Problem details: Each line of the material must be repeated precisely, with the pictures left out.

Dataset section:
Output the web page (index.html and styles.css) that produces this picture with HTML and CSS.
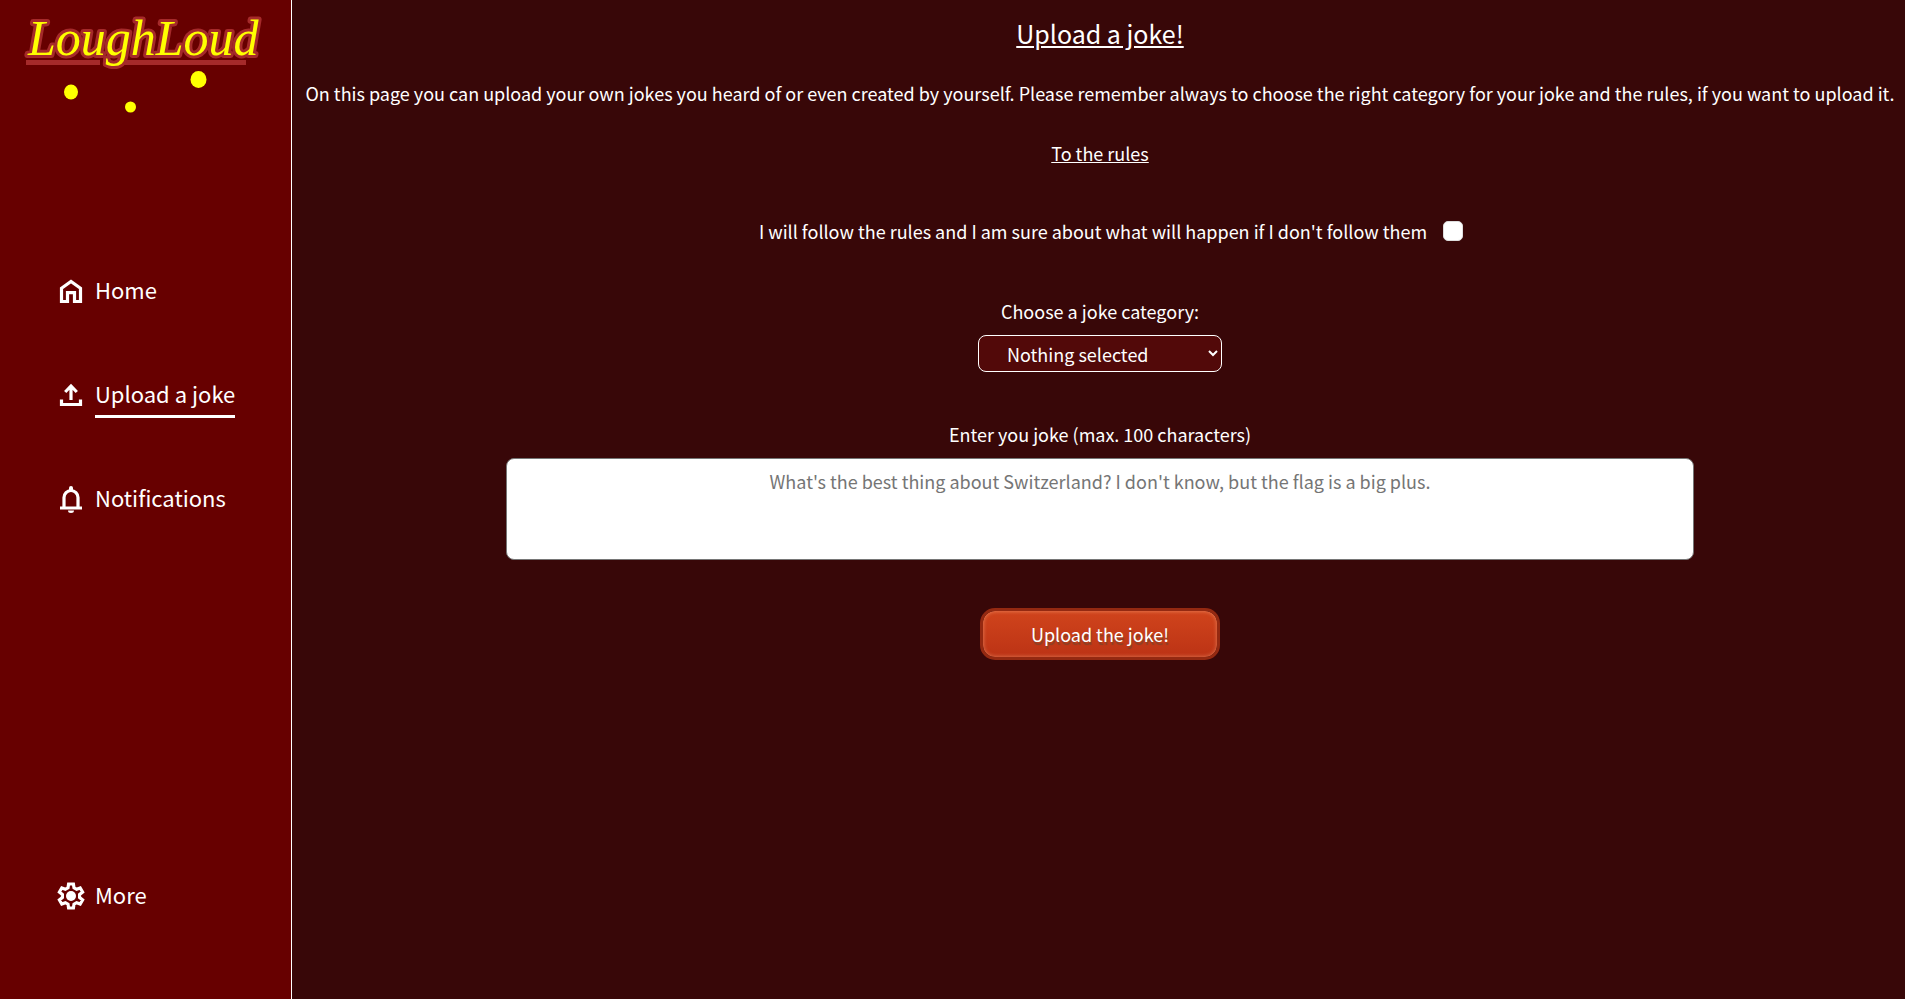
FILE: index.html
```html
<!DOCTYPE html>
<html lang="en">
<head>
<meta charset="utf-8">
<title>Upload a joke! - LoughLoud</title>
<link rel="stylesheet" href="styles.css">
</head>
<body>
<aside class="sidebar">
  <svg class="logo" viewBox="0 0 291 120" role="img" aria-label="LoughLoud">
    <path class="logo-line" d="M26 60h74v5h-74zM123 60h123v5h-123z"/>
    <text class="logo-text" x="28" y="55">LoughLoud</text>
    <g class="logo-dots">
      <ellipse cx="71" cy="92" rx="7" ry="7.5"/>
      <circle cx="130.500" cy="107" r="5.500"/>
      <ellipse cx="198.500" cy="79.500" rx="8" ry="8.500"/>
    </g>
  </svg>
  <nav class="nav">
    <a class="nav-link" href="#home">
      <svg class="icon" viewBox="0 0 28 28"><path d="M4.500 24.500V11.200L14 4.400l9.500 6.800v13.300h-6v-8.800h-7v8.800z"/></svg>
      <span class="nav-label">Home</span>
    </a>
    <a class="nav-link active" href="#upload">
      <svg class="icon" viewBox="0 0 28 28"><path d="M14 19V5M8.200 11l5.800-6 5.800 6M4.500 18.500v5h19v-5"/></svg>
      <span class="nav-label">Upload a joke</span>
    </a>
    <a class="nav-link" href="#notifications">
      <svg class="icon" viewBox="0 0 28 28"><path d="M3 23h22M7 23V12.500a7 7 0 0 1 14 0V23"/><path class="solid" d="M12 5V3a2 2 0 0 1 4 0v2zM11 25.500h6a3 2.500 0 0 1-6 0z"/></svg>
      <span class="nav-label">Notifications</span>
    </a>
    <a class="nav-link more" href="#more">
      <svg class="icon" viewBox="0 0 28 28"><path d="M11.600 2h4.800l.6 3.800 2.600 1.500 3.600-1.400 2.400 4.100-3 2.400v3.200l3 2.400-2.400 4.100-3.600-1.400-2.600 1.500-.6 3.800h-4.800l-.6-3.800-2.600-1.500-3.600 1.400L2.400 18l3-2.400v-3.200l-3-2.400 2.400-4.100 3.600 1.400L11 5.800z"/><circle class="solid" cx="14" cy="14" r="5"/></svg>
      <span class="nav-label">More</span>
    </a>
  </nav>
</aside>
<main class="main">
  <h1 class="title">Upload a joke!</h1>
  <p class="intro">On this page you can upload your own jokes you heard of or even created by yourself. Please remember always to choose the right category for your joke and the rules, if you want to upload it.</p>
  <a class="rules" href="#rules">To the rules</a>
  <form class="form">
    <div class="agree">
      <label for="agree">I will follow the rules and I am sure about what will happen if I don't follow them</label>
      <input class="check" type="checkbox" id="agree">
    </div>
    <div class="field">
      <label for="category">Choose a joke category:</label>
      <select class="select" id="category"><option>Nothing selected</option></select>
    </div>
    <div class="field">
      <label for="joke">Enter you joke (max. 100 characters)</label>
      <textarea class="joke" id="joke" maxlength="100" placeholder="What's the best thing about Switzerland? I don't know, but the flag is a big plus."></textarea>
    </div>
    <button class="submit" type="button">Upload the joke!</button>
  </form>
</main>
</body>
</html>
```

FILE: styles.css
```css
* { box-sizing: border-box; }

body {
  margin: 0;
  min-height: 100vh;
  display: flex;
  background: #380708;
  color: #fff;
  font: 18px/24px "Noto Sans CJK SC", "Noto Sans", sans-serif;
}

.sidebar {
  flex: 0 0 292px;
  display: flex;
  flex-direction: column;
  background: #670000;
  border-right: 1px solid #fff;
}

.logo { display: block; width: 100%; }
.logo-text {
  font: italic 50px "Liberation Serif", serif;
  fill: #ff0;
  stroke: #a52a2a;
  stroke-width: 6px;
  stroke-linejoin: round;
  paint-order: stroke;
}
.logo-line { fill: #a52a2a; }
.logo-dots { fill: #ff0; }

.nav {
  flex: 1;
  display: flex;
  flex-direction: column;
  gap: 64px;
  padding: 151px 0 83px 57px;
}
.nav-link {
  display: flex;
  align-items: center;
  gap: 10px;
  height: 40px;
  color: #fff;
  font-size: 22px;
  line-height: 32px;
  text-decoration: none;
}
.nav-label { padding: 2px 0 6px; border: solid transparent; border-width: 3px 0; }
.active .nav-label { border-bottom-color: #fff; }
.more { margin-top: auto; }
.icon {
  width: 28px;
  height: 28px;
  fill: none;
  stroke: #fff;
  stroke-width: 3.2;
}
.solid { fill: #fff; stroke: none; }

.main {
  flex: 1;
  min-width: 0;
  display: flex;
  flex-direction: column;
  align-items: center;
  padding: 17px 8px 17px 11px;
  text-align: center;
}
.title { margin: 0; font-size: 25px; line-height: 32px; font-weight: 400; text-decoration: underline; }
.intro { margin: 32px 0 36px; }
.rules { color: #fff; }
.form {
  width: 100%;
  display: flex;
  flex-direction: column;
  align-items: center;
}
.agree { display: flex; align-items: center; gap: 16px; margin: 54px 0 56px 22px; }
.check {
  appearance: none;
  width: 20px;
  height: 20px;
  margin: 0;
  background: #fff;
  border: 1px solid #ddd;
  border-radius: 5px;
}
.check:checked { background: #d0441c; }
.field {
  width: 100%;
  display: flex;
  flex-direction: column;
  align-items: center;
  gap: 12px;
  margin-bottom: 50px;
}
.select {
  width: 244px;
  height: 37px;
  padding: 0 0 0 24px;
  background: #520909;
  color: #fff;
  border: 1px solid #fff;
  border-radius: 8px;
  font: inherit;
}
.joke {
  display: block;
  width: 74.5%;
  height: 102px;
  padding: 10px;
  background: #fff;
  border: 1px solid #767676;
  border-radius: 8px;
  color: #222;
  font: inherit;
  text-align: center;
  resize: none;
}
.joke::placeholder { color: #757575; }
.submit {
  width: 240px;
  height: 52px;
  margin-top: -2px;
  padding: 0;
  background: linear-gradient(#d0441c, #bc3315);
  background-clip: padding-box;
  border: 3px solid #942911;
  border-radius: 15px;
  box-shadow: inset 0 0 4px rgba(255, 180, 140, .6);
  color: #fff;
  font: inherit;
  text-shadow: 1px 3px 1px #854025;
}
```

Expected answer:
Output the web page (index.html and styles.css) that produces this picture with HTML and CSS.
FILE: index.html
```html
<!DOCTYPE html>
<html lang="en">
<head>
<meta charset="utf-8">
<title>Upload a joke! - LoughLoud</title>
<link rel="stylesheet" href="styles.css">
</head>
<body>
<aside class="sidebar">
  <svg class="logo" viewBox="0 0 291 120" role="img" aria-label="LoughLoud">
    <path class="logo-line" d="M26 60h74v5h-74zM123 60h123v5h-123z"/>
    <text class="logo-text" x="28" y="55">LoughLoud</text>
    <g class="logo-dots">
      <ellipse cx="71" cy="92" rx="7" ry="7.5"/>
      <circle cx="130.500" cy="107" r="5.500"/>
      <ellipse cx="198.500" cy="79.500" rx="8" ry="8.500"/>
    </g>
  </svg>
  <nav class="nav">
    <a class="nav-link" href="#home">
      <svg class="icon" viewBox="0 0 28 28"><path d="M4.500 24.500V11.200L14 4.400l9.500 6.800v13.300h-6v-8.800h-7v8.800z"/></svg>
      <span class="nav-label">Home</span>
    </a>
    <a class="nav-link active" href="#upload">
      <svg class="icon" viewBox="0 0 28 28"><path d="M14 19V5M8.200 11l5.800-6 5.800 6M4.500 18.500v5h19v-5"/></svg>
      <span class="nav-label">Upload a joke</span>
    </a>
    <a class="nav-link" href="#notifications">
      <svg class="icon" viewBox="0 0 28 28"><path d="M3 23h22M7 23V12.500a7 7 0 0 1 14 0V23"/><path class="solid" d="M12 5V3a2 2 0 0 1 4 0v2zM11 25.500h6a3 2.500 0 0 1-6 0z"/></svg>
      <span class="nav-label">Notifications</span>
    </a>
    <a class="nav-link more" href="#more">
      <svg class="icon" viewBox="0 0 28 28"><path d="M11.600 2h4.800l.6 3.800 2.600 1.500 3.600-1.400 2.400 4.100-3 2.400v3.200l3 2.400-2.400 4.100-3.600-1.400-2.600 1.500-.6 3.800h-4.800l-.6-3.800-2.600-1.500-3.600 1.400L2.400 18l3-2.400v-3.200l-3-2.400 2.400-4.100 3.600 1.400L11 5.800z"/><circle class="solid" cx="14" cy="14" r="5"/></svg>
      <span class="nav-label">More</span>
    </a>
  </nav>
</aside>
<main class="main">
  <h1 class="title">Upload a joke!</h1>
  <p class="intro">On this page you can upload your own jokes you heard of or even created by yourself. Please remember always to choose the right category for your joke and the rules, if you want to upload it.</p>
  <a class="rules" href="#rules">To the rules</a>
  <form class="form">
    <div class="agree">
      <label for="agree">I will follow the rules and I am sure about what will happen if I don't follow them</label>
      <input class="check" type="checkbox" id="agree">
    </div>
    <div class="field">
      <label for="category">Choose a joke category:</label>
      <select class="select" id="category"><option>Nothing selected</option></select>
    </div>
    <div class="field">
      <label for="joke">Enter you joke (max. 100 characters)</label>
      <textarea class="joke" id="joke" maxlength="100" placeholder="What's the best thing about Switzerland? I don't know, but the flag is a big plus."></textarea>
    </div>
    <button class="submit" type="button">Upload the joke!</button>
  </form>
</main>
</body>
</html>
```

FILE: styles.css
```css
* { box-sizing: border-box; }

body {
  margin: 0;
  min-height: 100vh;
  display: flex;
  background: #380708;
  color: #fff;
  font: 18px/24px "Noto Sans CJK SC", "Noto Sans", sans-serif;
}

.sidebar {
  flex: 0 0 292px;
  display: flex;
  flex-direction: column;
  background: #670000;
  border-right: 1px solid #fff;
}

.logo { display: block; width: 100%; }
.logo-text {
  font: italic 50px "Liberation Serif", serif;
  fill: #ff0;
  stroke: #a52a2a;
  stroke-width: 6px;
  stroke-linejoin: round;
  paint-order: stroke;
}
.logo-line { fill: #a52a2a; }
.logo-dots { fill: #ff0; }

.nav {
  flex: 1;
  display: flex;
  flex-direction: column;
  gap: 64px;
  padding: 151px 0 83px 57px;
}
.nav-link {
  display: flex;
  align-items: center;
  gap: 10px;
  height: 40px;
  color: #fff;
  font-size: 22px;
  line-height: 32px;
  text-decoration: none;
}
.nav-label { padding: 2px 0 6px; border: solid transparent; border-width: 3px 0; }
.active .nav-label { border-bottom-color: #fff; }
.more { margin-top: auto; }
.icon {
  width: 28px;
  height: 28px;
  fill: none;
  stroke: #fff;
  stroke-width: 3.2;
}
.solid { fill: #fff; stroke: none; }

.main {
  flex: 1;
  min-width: 0;
  display: flex;
  flex-direction: column;
  align-items: center;
  padding: 17px 8px 17px 11px;
  text-align: center;
}
.title { margin: 0; font-size: 25px; line-height: 32px; font-weight: 400; text-decoration: underline; }
.intro { margin: 32px 0 36px; }
.rules { color: #fff; }
.form {
  width: 100%;
  display: flex;
  flex-direction: column;
  align-items: center;
}
.agree { display: flex; align-items: center; gap: 16px; margin: 54px 0 56px 22px; }
.check {
  appearance: none;
  width: 20px;
  height: 20px;
  margin: 0;
  background: #fff;
  border: 1px solid #ddd;
  border-radius: 5px;
}
.check:checked { background: #d0441c; }
.field {
  width: 100%;
  display: flex;
  flex-direction: column;
  align-items: center;
  gap: 12px;
  margin-bottom: 50px;
}
.select {
  width: 244px;
  height: 37px;
  padding: 0 0 0 24px;
  background: #520909;
  color: #fff;
  border: 1px solid #fff;
  border-radius: 8px;
  font: inherit;
}
.joke {
  display: block;
  width: 74.5%;
  height: 102px;
  padding: 10px;
  background: #fff;
  border: 1px solid #767676;
  border-radius: 8px;
  color: #222;
  font: inherit;
  text-align: center;
  resize: none;
}
.joke::placeholder { color: #757575; }
.submit {
  width: 240px;
  height: 52px;
  margin-top: -2px;
  padding: 0;
  background: linear-gradient(#d0441c, #bc3315);
  background-clip: padding-box;
  border: 3px solid #942911;
  border-radius: 15px;
  box-shadow: inset 0 0 4px rgba(255, 180, 140, .6);
  color: #fff;
  font: inherit;
  text-shadow: 1px 3px 1px #854025;
}
```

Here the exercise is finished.